HOUSTON, TX – What’s in a name? Well, a boatload of controversy if you’re not careful. Since 1937 students at Lamar High School have proudly cheered for their school mascot, the Redskins. But now, all of that may be changing.
State Senator Rodney Ellis sent out a tweet showing a letter he’d written to H.I.S.D. Superintendent Dr. Terry Grier asking that the mascot be changed, calling the term “inflammatory” and a “relic of a shameful, discriminatory past.”
“If your mascot is the redskins,” the Senator told us on the phone, “whoever came up with that, whenever they did, were not trying to honor the native Americans.”
What’s more is the conundrum the two names bring together. Mirabeau B. Lamar was the second president of the Republic of Texas elected in 1838. His first action as president was to call for the eradication of Indian tribes in Texas and order troops to drive the native Cherokees and Comanches out of the state.
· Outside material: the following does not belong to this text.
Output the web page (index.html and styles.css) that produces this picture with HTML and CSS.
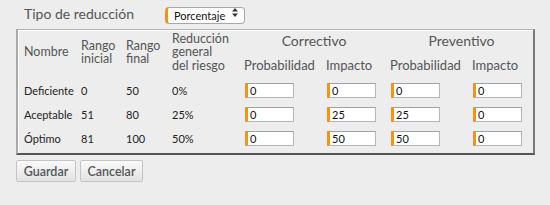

“I think we should keep our name, because it’s a tradition,” student Zack Arrazolo told us.
“A lot of people are saying it’s offensive,” Adrianna Franklin countered, “I mean, it doesn’t really affect me if it’s changed, but maybe we can change it.”
H.I.S.D. sent out a statement saying they are aware of Senator Ellis’ request and the matter is currently under discussion.
“I’ve talked to Dr. Grier about it two times,” Senator Ellis said, “and I thought he was sincerely and genuinely interested and sympathetic to the issue.”
Now it’s a wait and see what, if any, changes come.